News leaks suggest the Italian grand tour will focus on showcasing the country's high mountain passes in the north.

FLORENCE, Italy (VN) — The 2019 Giro d’Italia, the route that will be presented at the end of this month, will start in Bologna and is due to mix new climbs with iconic ones and plenty of time trialing before ending in Verona.

Organizer RCS Sport keeps the details secret at its Milan headquarters, but local press in contact with city officials have leaked much of the 2019 route early. Chris Froome (Sky), the 2018 winner, or even 2017 champion Tom Dumoulin (Sunweb) should smile with the amount of climbing and time trial miles RCS Sport should include.

Over a week ago, RCS Sport announced Bologna and Emilia Romagna would play a key role in the 2019 edition. Bologna will see off the first stage, a short uphill time trial to the San Luca Sanctuary that hosts the final of the Giro dell’Emilia one-day race.

The region also hosts the start of stage 9, a 34.7km time trial into the Republic of San Marino that celebrates the Sangiovese vineyards nearby. Modena — the home of Ferrari — hosts a flat stage finish the following day on stage 10.

Several local newspapers named Verona’s arena as the host of 2019 editions’s gran finale. It’s likely the home of Romeo and Juliet will host the third time trial of the race, around 15km over the Circuito delle Torricelle to the Arena’s front door.

The tifosi will scan the route quickly when RCS Sport releases it in search of the high mountain peaks. Those are in the north, and this is a Giro that will celebrate the famous boot’s upper section.

The race starts in Bologna and ends nearby in Verona and goes no further south than Naples, according to reports. That leaves more time to explore the mountain passes that the Giro is known for.

In the second week, a classic stage from Cuneo to Pinerolo in Piedmont is planned. It could include around 5,000 meters of climbing. On a similar stage in 1949, Italian hero Fausto Coppi rode clear to a stage victory and gained enough time for the overall. The following day, 100 years after his birth, the Giro should finish outside the Coppi museum in Novi Ligure — the Museo dei Campionissimi.

On the third weekend, the Giro could again climb over 4,000 meters to Courmayeur in the Aosta Valley. The 14th stage would climb the Colle San Carlo beforehand and finish in front of the Courmayeur Skyway. That Sunday, it would celebrate its Il Lombardia monument with a stage to Como that takes in many of the one-day classic’s climbs — not high-altitude, but demanding ones that could trap several contenders.

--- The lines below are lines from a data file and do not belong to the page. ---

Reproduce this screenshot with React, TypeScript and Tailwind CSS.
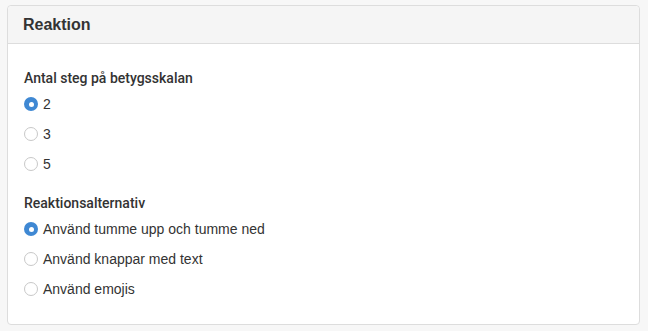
import React from "react";

function Radio({ checked, label }: { checked?: boolean; label: string }) {
  return (
    <div className="flex h-[30px] items-center">
      {checked ? (
        <span className="flex h-[14px] w-[14px] items-center justify-center rounded-full bg-[#3f88d3]">
          <span className="h-[5px] w-[5px] rounded-full bg-white" />
        </span>
      ) : (
        <span className="h-[14px] w-[14px] rounded-full border border-[#c8c8c8] bg-white" />
      )}
      <span className="ml-[5px] text-[14px] leading-[20px] text-[#333]">{label}</span>
    </div>
  );
}

function Label({ children, className = "" }: { children: React.ReactNode; className?: string }) {
  return (
    <div
      className={`mb-[1px] text-[14px] font-medium leading-[20px] text-[#333] ${className}`}
      style={{ fontFamily: 'Roboto, "Liberation Sans", sans-serif' }}
    >
      {children}
    </div>
  );
}

export default function App() {
  return (
    <div
      className="min-h-[331px] w-[648px] bg-[#f7f7f7] pl-[7px] pt-[5px]"
      style={{ fontFamily: '"Liberation Sans", Arial, sans-serif' }}
    >
      <div className="w-[633px] rounded-[4px] border border-[#dddddd] bg-white">
        <div className="flex h-[38px] items-center rounded-t-[4px] border-b border-[#dddddd] bg-[#f5f5f5] px-[15px]">
          <span className="text-[16px] font-bold text-[#333]">Reaktion</span>
        </div>
        <div className="px-[16px] pb-[20px] pt-[24px]">
          <Label>Antal steg på betygsskalan</Label>
          <Radio checked label="2" />
          <Radio label="3" />
          <Radio label="5" />
          <Label className="mt-[14px]">Reaktionsalternativ</Label>
          <Radio checked label="Använd tumme upp och tumme ned" />
          <Radio label="Använd knappar med text" />
          <Radio label="Använd emojis" />
        </div>
      </div>
    </div>
  );
}
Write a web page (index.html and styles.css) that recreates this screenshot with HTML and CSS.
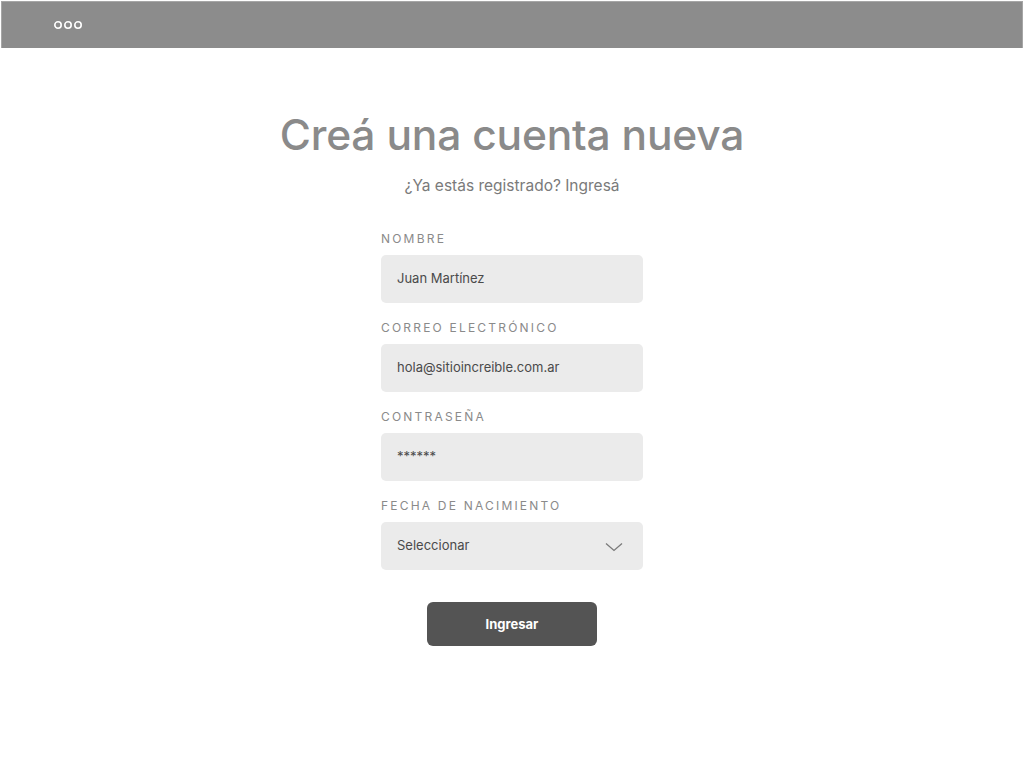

The final week’s run to Verona includes a classic over the Mortirolo and Gavia pass, where American Andy Hampsten defended an eventual Giro victory in 1988. A short and punchy mountain stage of around 100km is also on the books. Fans and organizers have grown fond of those types of stages in recent years.

And the final punch? Leaked this week, it appears the organizer planned a stage over the Cima Campo, Manghen, and Rolle passes ahead of the beautiful Croce d’Aune climb. On this climb in 1927, Tullio Campagnolo realized the need to change gears easily and began planning designs for the eventual rear derailleur that would revolutionize cycling.

This Dolomite stage would be stage 20 and, according to a report in Tutto Bici, could use the gravel roads at the top to host the final pink jersey fight. Such an inclusion would be applauded a year after Froome’s solo ride over the gravel Finestre climb.